Duboisia.—D. myoporoides R. Br. (fam. Solanaceae) is a tall, glabrous shrub or small tree, which is a native of Australia, New South Wales, New Caledonia, and Queensland. The medicinal properties of this plant were made known by Baron von Mueller, who received the leaves from J. Bancroft. The alkaloid duboisine was discovered in the leaves by A. W. Gerrard. (P. J., viii, 787). For his method, see 16th ed., U. S. D.; also, for an account of the chemical and medicinal properties of this alkaloid, and its relations to atropine, see Belladonna.

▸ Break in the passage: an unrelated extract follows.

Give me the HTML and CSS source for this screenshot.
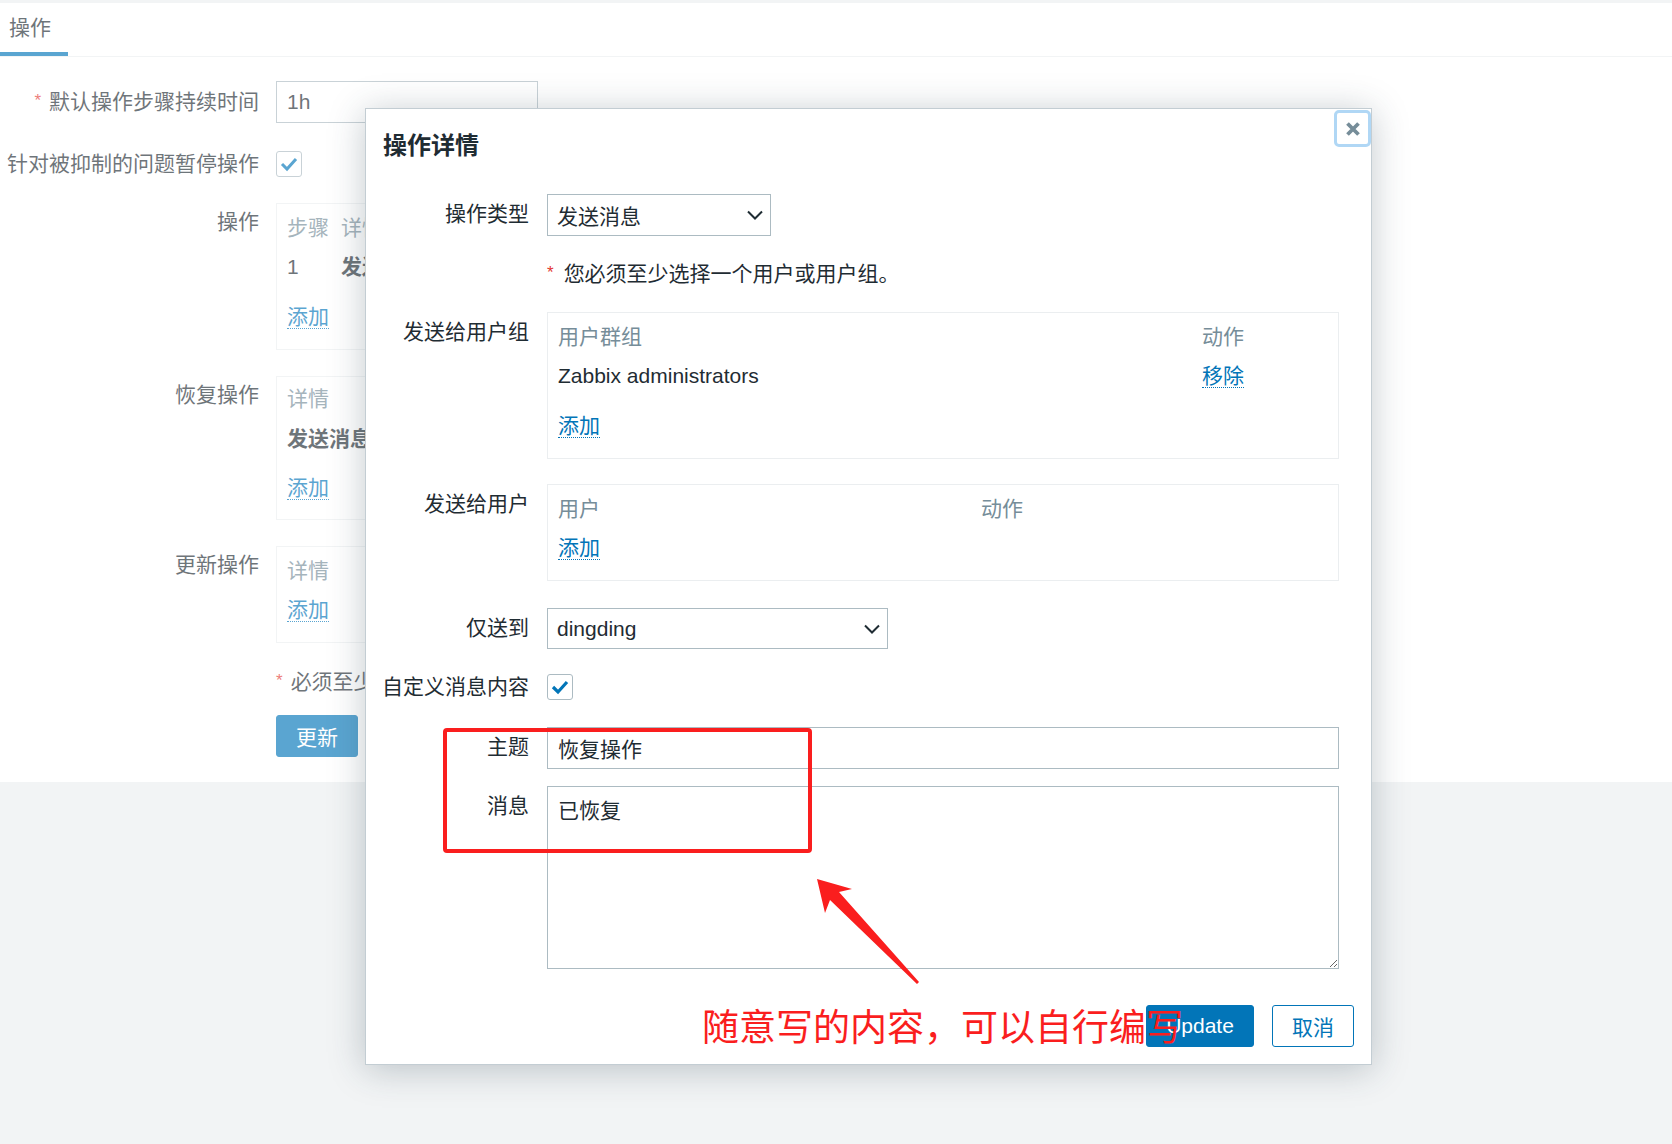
FILE: index.html
```html
<!DOCTYPE html>
<html lang="zh-CN">
<head>
<meta charset="utf-8">
<title>操作详情</title>
<link rel="stylesheet" href="styles.css">
</head>
<body>
  <main class="page">
    <div class="tabs"><div class="tab">操作</div></div>
    <div class="form">
      <div class="frow">
        <div class="flabel"><span class="req">*</span>默认操作步骤持续时间</div>
        <input class="input" type="text" value="1h">
      </div>
      <div class="frow">
        <div class="flabel cb">针对被抑制的问题暂停操作</div>
        <div class="checkbox"><svg width="20" height="20" viewBox="0 0 20 20"><polyline points="3,10 8,15 17,5" fill="none" stroke="#0275b8" stroke-width="3"/></svg></div>
      </div>
      <div class="frow">
        <div class="flabel tb">操作</div>
        <div class="tbox lbox">
          <div class="trow ops"><span class="th">步骤</span><span class="th">详情</span></div>
          <div class="trow ops"><span>1</span><span class="b">发送消息给用户组: Zabbix administrators 通过 dingding</span></div>
          <div class="add-row"><span class="link">添加</span></div>
        </div>
      </div>
      <div class="frow">
        <div class="flabel tb">恢复操作</div>
        <div class="tbox lbox short">
          <div class="trow head"><span class="th">详情</span></div>
          <div class="trow"><span class="b">发送消息给用户组: Zabbix administrators 通过 dingding</span></div>
          <div class="add-row"><span class="link">添加</span></div>
        </div>
      </div>
      <div class="frow">
        <div class="flabel tb">更新操作</div>
        <div class="tbox lbox">
          <div class="trow"><span class="th">详情</span></div>
          <div class="add-row tight"><span class="link">添加</span></div>
        </div>
      </div>
      <div class="frow">
        <div class="flabel"></div>
        <div class="note"><span class="req">*</span>必须至少设置一个问题、恢复或更新操作。</div>
      </div>
      <div class="frow btnrow">
        <div class="flabel"></div>
        <button class="btn primary">更新</button>
      </div>
    </div>
  </main>

  <div class="dim"></div>

  <section class="dialog">
    <button class="close" aria-label="close"><svg width="16" height="16" viewBox="0 0 16 16"><path d="M2.5 2.5 L13.5 13.5 M13.5 2.5 L2.5 13.5" stroke="#768d99" stroke-width="3.8" fill="none"/></svg></button>
    <div class="dlg-head"><h2 class="title">操作详情</h2></div>
    <div class="dlg-form">
      <div class="drow">
        <div class="dlabel">操作类型</div>
        <div class="select type"><span>发送消息</span><svg width="16" height="10" viewBox="0 0 16 10"><polyline points="1,1.5 8,8.5 15,1.5" fill="none" stroke="#1f2c33" stroke-width="2"/></svg></div>
      </div>
      <div class="drow">
        <div class="dlabel"></div>
        <div class="hint"><span class="req">*</span>您必须至少选择一个用户或用户组。</div>
      </div>
      <div class="drow">
        <div class="dlabel">发送给用户组</div>
        <div class="tbox field">
          <div class="trow grp"><span class="th">用户群组</span><span class="th">动作</span></div>
          <div class="trow grp"><span>Zabbix administrators</span><span><span class="link">移除</span></span></div>
          <div class="add-row"><span class="link">添加</span></div>
        </div>
      </div>
      <div class="drow">
        <div class="dlabel">发送给用户</div>
        <div class="tbox field">
          <div class="trow usr"><span class="th">用户</span><span class="th">动作</span></div>
          <div class="add-row tight"><span class="link">添加</span></div>
        </div>
      </div>
      <div class="drow mt2">
        <div class="dlabel">仅送到</div>
        <div class="select media"><span>dingding</span><svg width="16" height="10" viewBox="0 0 16 10"><polyline points="1,1.5 8,8.5 15,1.5" fill="none" stroke="#1f2c33" stroke-width="2"/></svg></div>
      </div>
      <div class="drow">
        <div class="dlabel cb">自定义消息内容</div>
        <div class="checkbox"><svg width="20" height="20" viewBox="0 0 20 20"><polyline points="3,10 8,15 17,5" fill="none" stroke="#0275b8" stroke-width="3.2"/></svg></div>
      </div>
      <div class="drow mt2">
        <div class="dlabel">主题</div>
        <input class="input wide" type="text" value="恢复操作">
      </div>
      <div class="drow tight-top">
        <div class="dlabel">消息</div>
        <textarea class="textarea">已恢复</textarea>
      </div>
    </div>
    <div class="dlg-foot">
      <button class="btn primary upd">Update</button>
      <button class="btn ghost">取消</button>
    </div>
  </section>

  <div class="anno-box"></div>
  <svg class="anno-arrow" width="116" height="120" viewBox="0 0 116 120">
    <polygon points="7,9 42,19 29,22 109,112 107,114 20,30 15,43" fill="#fa1e1e"/>
  </svg>
  <div class="anno-text">随意写的内容，可以自行编写</div>
</body>
</html>
```

FILE: styles.css
```css
* { box-sizing: border-box; }

html, body { margin: 0; padding: 0; }

body {
  position: relative;
  width: 1672px;
  height: 1144px;
  overflow: hidden;
  background: #ebeef0;
  font-family: "Liberation Sans", "Noto Sans CJK SC", sans-serif;
  font-size: 21px;
  color: #1f2c33;
}

/* ---------- page behind the dialog ---------- */
.page {
  margin-top: 3px;
  background: #fff;
  padding-bottom: 25px;
}

.tabs {
  display: flex;
  height: 54px;
  border-bottom: 1px solid #ebeef0;
}

.tab {
  height: 53px;
  padding: 0 17px 0 9px;
  line-height: 49px;
  border-bottom: 4px solid #0275b8;
}

.form {
  display: flex;
  flex-direction: column;
  gap: 26px;
  padding-top: 24px;
}

.frow {
  display: flex;
  gap: 17px;
  align-items: flex-start;
}

.flabel {
  flex: none;
  width: 259px;
  text-align: right;
  line-height: 42px;
  white-space: nowrap;
}
.flabel.cb { line-height: 26px; }
.flabel.tb { line-height: 38px; }

.req {
  color: #e33734;
  font-size: 17px;
  margin-right: 8px;
  position: relative;
  top: -3px;
}

.input {
  width: 262px;
  height: 42px;
  border: 1px solid #acbbc2;
  padding: 0 10px;
  font: inherit;
  color: #1f2c33;
  background: #fff;
  outline: none;
  margin: 0;
}
.input.wide { width: 792px; height: 42px; }

.checkbox {
  width: 26px;
  height: 26px;
  border: 1px solid #acbbc2;
  border-radius: 3px;
  background: #fff;
  display: flex;
  align-items: center;
  justify-content: center;
}

.tbox {
  border: 1px solid #ebeef0;
  padding: 4px 10px 13px;
  white-space: nowrap;
  background: #fff;
}
.lbox { width: 640px; }
.lbox.short { padding: 1px 10px 12px; }
.lbox.short .trow.head { height: 41px; line-height: 41px; }
.lbox.short .add-row { margin-top: 10px; }

.trow {
  display: grid;
  grid-template-columns: 1fr;
  height: 39px;
  line-height: 39px;
}
.trow.ops { grid-template-columns: 54px 1fr; }
.trow.grp { grid-template-columns: 644px 1fr; }
.trow.usr { grid-template-columns: 423px 1fr; }

.th { color: #768d99; }
.b { font-weight: bold; }

.add-row {
  margin-top: 11px;
  height: 39px;
  line-height: 39px;
}
.add-row.tight { margin-top: 0; }

.link {
  color: #0275b8;
  border-bottom: 1px dotted #0275b8;
}

.note {
  height: 26px;
  line-height: 26px;
  white-space: nowrap;
}

.btnrow { margin-top: -6px; }

.btn {
  height: 42px;
  font: inherit;
  border-radius: 3px;
  cursor: pointer;
  margin: 0;
}
.btn.primary {
  background: #0275b8;
  border: 1px solid #0275b8;
  color: #fff;
  padding: 0 19px;
}
.btn.ghost {
  background: #fff;
  border: 1px solid #0275b8;
  color: #0275b8;
  padding: 0 19px;
}
.btn.upd { width: 108px; }
.btn.ghost { width: 82px; }

/* ---------- dim layer over the page ---------- */
.dim {
  position: absolute;
  inset: 0;
  background: rgba(255, 255, 255, 0.35);
}

/* ---------- dialog ---------- */
.dialog {
  position: absolute;
  left: 365px;
  top: 108px;
  width: 1007px;
  height: 957px;
  background: #fff;
  border: 1px solid #c3cdd3;
  box-shadow: 0 4px 34px rgba(40, 60, 75, 0.28);
}

.close {
  position: absolute;
  top: 1px;
  right: 0;
  width: 37px;
  height: 37px;
  padding: 0;
  margin: 0;
  background: #fff;
  border: 3px solid #b0d7f5;
  border-radius: 5px;
  display: flex;
  align-items: center;
  justify-content: center;
}

.dlg-head {
  height: 85px;
  padding: 22px 0 0 17px;
}

.title {
  margin: 0;
  font-size: 24px;
  font-weight: bold;
  line-height: 30px;
  color: #1f2c33;
}

.dlg-form {
  display: flex;
  flex-direction: column;
  gap: 25px;
  padding-right: 32px;
}

.drow {
  display: flex;
  gap: 18px;
  align-items: flex-start;
}
.drow.mt2 { margin-top: 2px; }
.drow.tight-top { margin-top: -8px; }

.dlabel {
  flex: none;
  width: 163px;
  text-align: right;
  line-height: 40px;
  white-space: nowrap;
}
.dlabel.cb { line-height: 26px; }

.field { width: 792px; }

.select {
  height: 42px;
  border: 1px solid #acbbc2;
  padding: 0 7px 0 9px;
  display: flex;
  align-items: center;
  justify-content: space-between;
  background: #fff;
}
.select.type { width: 224px; }
.select.media { width: 341px; height: 41px; }

.hint {
  height: 26px;
  line-height: 26px;
  white-space: nowrap;
}
.hint .req { margin-right: 10px; }

.textarea {
  width: 792px;
  height: 183px;
  border: 1px solid #acbbc2;
  padding: 10px 10px;
  font: inherit;
  line-height: 28px;
  color: #1f2c33;
  resize: both;
  outline: none;
  margin: 0;
}

.dlg-foot {
  display: flex;
  justify-content: flex-end;
  gap: 18px;
  margin-top: 36px;
  padding-right: 17px;
}

/* ---------- red annotations ---------- */
.anno-box {
  position: absolute;
  left: 443px;
  top: 728px;
  width: 369px;
  height: 125px;
  border: 4.5px solid #fa1e1e;
  border-radius: 4px;
}

.anno-arrow {
  position: absolute;
  left: 810px;
  top: 870px;
}

.anno-text {
  position: absolute;
  left: 702px;
  top: 1006px;
  font-family: "Noto Sans CJK SC", sans-serif;
  font-size: 37px;
  line-height: 38px;
  color: #fa1e1e;
  white-space: nowrap;
}
```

According to the researches of Jos. Lanterer (L. L., 1896), the old leaves and twigs of Duboisia myoporoides, contain hyoscyamine, the fresh young leaves scopolamine, the dried leaves being stronger than are belladonna leaves, and yielding 0.97 per cent. of alkaloid. Duboisia Leichhardtii F. v. Muell. is said to be still richer in alkaloid, which is chiefly amorphous scopolamine; while the leaves of Datura arborea L. (Brugmansia arborea Steud.) and of D. cornigera Hooker (Brugmansia Knightii Hort.), natives of South America, acclimatized in Queensland, contain a mixture of hyoscyamine and atropine.
D. Hopwoodii F. v. Muell., pitury plant, is the source of pituri, a narcotic stimulant largely used by the natives of Central Australia. The drug itself is a fine powder, composed of the leaves and twigs which are gathered during the month of August, while the flower is in bloom, and are put up in various forms of circular mats about 7.5 cm. in diameter. The natives smoke and chew pituri, and it is alleged to have a powerfully stimulating effect, assuaging hunger, and enabling those who are its devotees to perform much labor and go long journeys with but little food. Pituri yielded to A. W. Gerrard minute quantities of an alkaloid which he believed to be identical with nicotine, but Liversidge has shown that the liquid, acrid alkaloid, piturine, C12H16N2, is distinct from nicotine. (Proc. Roy. Soc. N. S. W., 1880.) Pituri contains from 1 to 2 ½ per cent. of the alkaloid.